DBMS_TF.put_col(1, v_val_col);
END fetch_rows;
Example Usage
An example including an ORDER BY clause for the PTF input:
WITH R AS (
SELECT last_name||', '||first_name AS "Employee Name", hire_date AS "Hire Date", employee_id AS "Employee ID"
FROM hr.employees
--ORDER BY last_name, first_name
) SELECT *
FROM app_csv_pkg.ptf(R ORDER BY ("Employee Name", "Hire Date")
, p_date_format => 'YYYYMMDD'
)
WHERE rownum <= 10
;
Output (notice how the header row counts as one of the 10 rows! It is just a data record in the resultset.):
"Employee Name","Hire Date","Employee ID"
"Abel, Ellen","20040511",174
"Ande, Sundar","20080324",166
"Atkinson, Mozhe","20051030",130
"Austin, David","20050625",105
"Baer, Hermann","20020607",204
"Baida, Shelli","20051224",116
"Banda, Amit","20080421",167
"Bates, Elizabeth","20070324",172
"Bell, Sarah","20040204",192
Conclusion
The package implementation at PLSQL_utilities library adds two get_clob functions and two write_file procedures that can be passed either a CURSOR (that is expected to end with a call to SELECT * FROM app_csv_pkg.ptf(…), or a SQL string CLOB that does the same.

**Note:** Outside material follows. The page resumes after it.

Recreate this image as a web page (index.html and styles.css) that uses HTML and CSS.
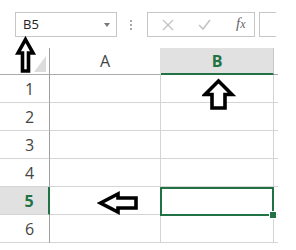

This implementation has almost as much functionality as my original Object Oriented version that uses DBMS_SQL, but with a LOT less code. I think this version is also easier to understand once you get over the shock and awe around learning about Polymorphic Table Functions. I hope this article reduces the impact of that flash bang.